> _Requirement_: Everything from the first line of the data below through the line that contains "import React from" should be written out exactly, please, and nothing more; the pictures stay out.

> _Information provided_:
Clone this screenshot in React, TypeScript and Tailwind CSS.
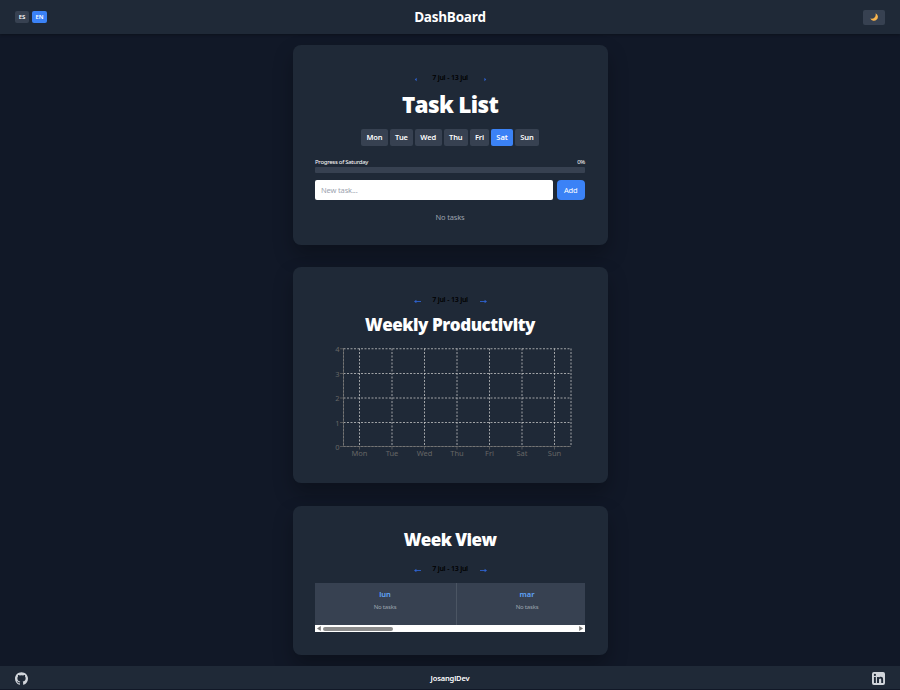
import React from "react";

const days = [
  { name: "Mon", width: "w-[27px]" },
  { name: "Tue", width: "w-[23px]" },
  { name: "Wed", width: "w-[26.5px]" },
  { name: "Thu", width: "w-[24.5px]" },
  { name: "Fri", width: "w-[19px]" },
  { name: "Sat", width: "w-[22px]" },
  { name: "Sun", width: "w-[24px]" },
];

function Arrow({ left = false, tip = false }: { left?: boolean; tip?: boolean }) {
  return (
    <svg className={left ? "h-[5px] w-[7px]" : "h-[5px] w-[7px] rotate-180"} viewBox="0 0 7 5">
      {!tip && <path d="M1 2.5H7" stroke="#2c5bbd" strokeWidth="1" />}
      <path d={tip ? "M0.8 2.5L2.6 0.8V4.2Z" : "M0 2.5L2.4 0.8V4.2Z"} fill="#2f62cf" />
    </svg>
  );
}

function WeekNav({ tip = false }: { tip?: boolean }) {
  return (
    <div className="flex h-3 items-center justify-center text-[7px] font-semibold text-black">
      <span className="pt-[2px]"><Arrow left tip={tip} /></span>
      <span className="w-[59px] whitespace-nowrap pt-px text-center tracking-[-0.28px] [word-spacing:0.3px]">7 jul - 13 jul</span>
      <span className="pt-[2px]"><Arrow tip={tip} /></span>
    </div>
  );
}

function Card({ className, children }: { className: string; children: React.ReactNode }) {
  return (
    <section className={"w-[315px] shrink-0 rounded-[8px] bg-[#1f2937] px-[22.5px] shadow-[0_10px_20px_rgba(0,0,0,0.28)] " + className}>
      {children}
    </section>
  );
}

function Chart() {
  const xs = [359.5, 392, 424.5, 457, 489.5, 522, 554.5];
  const ys = [348.75, 373.5, 398, 422.5, 446.5];
  return (
    <svg className="block h-[120px] w-[270px]" viewBox="315 343 270 120">
      <g stroke="#cccccc" strokeWidth="0.75" strokeDasharray="2 1.5" fill="none">
        {ys.map((y) => <path key={y} d={`M343.5 ${y}H571`} />)}
        {[343.5, ...xs, 571].map((x) => <path key={x} d={`M${x} 348.5V446.5`} />)}
      </g>
      <g stroke="#666666" strokeWidth="0.75">
        <path d="M343.5 348.5V446.5H571" fill="none" />
        {ys.map((y) => <path key={y} d={`M340 ${y}H343.5`} />)}
        {xs.map((x) => <path key={x} d={`M${x} 446.5V449.5`} />)}
      </g>
      <g fill="#666666" fontSize="7.5">
        {ys.map((y, i) => <text key={y} x="339.5" y={y + 3} textAnchor="end">{4 - i}</text>)}
        {xs.map((x, i) => <text key={x} x={x} y="455.5" textAnchor="middle">{days[i].name}</text>)}
      </g>
    </svg>
  );
}

export default function App() {
  return (
    <div className="flex h-[690px] w-[900px] flex-col overflow-hidden bg-[#111827] font-['Noto_Sans','Open_Sans',sans-serif] text-white">
      <header className="z-10 flex h-[34px] shrink-0 items-center justify-between bg-[#1f2937] px-[15px] shadow-[0_1px_3px_rgba(0,0,0,0.3)]">
        <div className="flex w-20 gap-[3px] text-[6px] font-semibold leading-none">
          <button className="h-[12px] w-[14px] rounded-[2px] bg-[#374151]">ES</button>
          <button className="h-[12px] w-[15px] rounded-[2px] bg-[#3b82f6]">EN</button>
        </div>
        <h1 className="pt-[2px] font-['Open_Sans',sans-serif] text-[13.5px] font-bold leading-none tracking-[-0.25px]">DashBoard</h1>
        <div className="flex w-20 justify-end">
          <button className="flex h-[15px] w-[22px] items-center justify-center rounded-[2px] bg-[#374151]">
            <svg className="h-2 w-2" viewBox="0 0 8 8"><path d="M5.6.2A4 4 0 1 1 .3 5.6C4 6.4 6.3 4 5.6.2Z" fill="#f9b44c" /></svg>
          </button>
        </div>
      </header>

      <main className="flex h-[631.5px] shrink-0 flex-col items-center pt-[11px]">
        <Card className="h-[200px] pt-[27px]">
          <WeekNav tip />
          <h2 className="mt-[7px] flex h-[27px] items-center justify-center whitespace-nowrap font-['Open_Sans',sans-serif] text-[22.5px] font-extrabold tracking-[-0.65px]">Task List</h2>
          <div className="mt-[11px] flex justify-center gap-[2px] text-[7.5px] font-semibold tracking-[-0.1px]">
            {days.map((d) => (
              <button key={d.name} className={"h-[17px] rounded-[2px] pt-px " + d.width + (d.name === "Sat" ? " bg-[#3b82f6]" : " bg-[#374151]")}>{d.name}</button>
            ))}
          </div>
          <div className="mt-[11px] flex h-[10px] items-center justify-between text-[6px] tracking-[-0.28px]">
            <span>Progress of Saturday</span><span>0%</span>
          </div>
          <div className="h-[5.5px] rounded-[1px] bg-[#374151]" />
          <div className="mt-[7.5px] flex h-5 gap-[3.5px] text-[7.5px] tracking-[-0.15px]">
            <input className="w-[238px] rounded-[2px] bg-white px-[6px] pt-px text-black placeholder:text-[#9ca3af]" placeholder="New task..." />
            <button className="flex-1 rounded-[4px] bg-[#3b82f6] pt-px">Add</button>
          </div>
          <p className="mt-[11px] text-center text-[7.5px] leading-[12px] tracking-[-0.15px] text-[#9ca3af]">No tasks</p>
        </Card>

        <Card className="mt-[22px] h-[216px] pt-[27px]">
          <WeekNav />
          <h2 className="mt-[6px] flex h-[25px] items-center justify-center whitespace-nowrap font-['Open_Sans',sans-serif] text-[17px] font-extrabold tracking-[-0.45px]">Weekly Productivity</h2>
          <div className="mt-[6px]"><Chart /></div>
        </Card>

        <Card className="mt-[23px] h-[148.5px] pt-[21px]">
          <h2 className="flex h-[25px] items-center justify-center whitespace-nowrap font-['Open_Sans',sans-serif] text-[17px] font-extrabold tracking-[-0.55px]">Week View</h2>
          <div className="mt-[11px]"><WeekNav /></div>
          <div className="mt-[8px] grid h-[42px] grid-cols-[142px_1fr] text-center">
            {["lun", "mar"].map((d) => (
              <div key={d} className={d === "lun" ? "border-r border-[#4b5563] bg-[#374151] pt-[6px]" : "w-[128px] overflow-hidden bg-[#374151] pt-[6px]"}>
                <div className="w-[140px]">
                  <h3 className="text-[7.5px] font-semibold leading-[11px] text-[#60a5fa]">{d}</h3>
                  <p className="mt-[2px] text-[6px] leading-[11px] tracking-[-0.2px] text-[#9ca3af]">No tasks</p>
                </div>
              </div>
            ))}
          </div>
          <div className="flex h-[7px] items-center justify-between bg-white px-[2px]">
            <svg className="h-[5px] w-1" viewBox="0 0 4 5"><path d="M0 2.5L3.8 0V5Z" fill="#777777" /></svg>
            <div className="ml-[2px] h-1 w-[70px] rounded-full bg-[#8b8b8b]" />
            <svg className="ml-auto h-[5px] w-1" viewBox="0 0 4 5"><path d="M4 2.5L.2 0V5Z" fill="#777777" /></svg>
          </div>
        </Card>
      </main>

      <footer className="z-10 flex h-[24.5px] shrink-0 items-center justify-between border-b border-[#111827] bg-[#1f2937] px-[15px]">
        <svg className="mt-[2px] h-[13px] w-[13px]" viewBox="0 0 24 24" fill="#d1d5db"><path d="M12 .5C5.37.5 0 5.78 0 12.292c0 5.211 3.438 9.63 8.205 11.188.6.111.82-.254.82-.567v-2.18c-3.338.711-4.042-1.41-4.042-1.41-.546-1.359-1.333-1.721-1.333-1.721-1.09-.73.083-.716.083-.716 1.205.083 1.84 1.215 1.84 1.215 1.071 1.802 2.81 1.281 3.495.98.108-.764.42-1.282.763-1.577-2.665-.297-5.467-1.309-5.467-5.827 0-1.287.467-2.339 1.235-3.164-.124-.297-.535-1.496.117-3.12 0 0 1.008-.317 3.3 1.209a11.7 11.7 0 0 1 6.006 0c2.29-1.526 3.297-1.209 3.297-1.209.653 1.624.242 2.823.12 3.12.77.825 1.233 1.877 1.233 3.164 0 4.53-2.807 5.527-5.48 5.817.43.366.814 1.087.814 2.19v3.248c0 .315.216.683.825.566C20.565 21.917 24 17.501 24 12.292 24 5.78 18.627.5 12 .5Z" /></svg>
        <span className="pt-[2px] text-[7.5px] font-semibold tracking-[-0.15px]">JosanglDev</span>
        <svg className="mt-[2px] h-[13px] w-[13px]" viewBox="0 0 24 24"><rect width="24" height="24" rx="3.5" fill="#d1d5db" /><path fill="#1f2937" d="M3.6 9h3.5v11.4H3.6ZM5.35 3.3a2.05 2.05 0 1 1 0 4.1 2.05 2.05 0 0 1 0-4.1ZM9.3 9h3.4v1.6c.6-1 1.8-1.9 3.5-1.9 3.6 0 4.3 2.4 4.3 5.5v6.2H17v-5.5c0-1.4 0-3-1.9-3s-2.2 1.4-2.2 2.9v5.6H9.3Z" /></svg>
      </footer>
    </div>
  );
}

> _Response_:
Clone this screenshot in React, TypeScript and Tailwind CSS.
import React from "react";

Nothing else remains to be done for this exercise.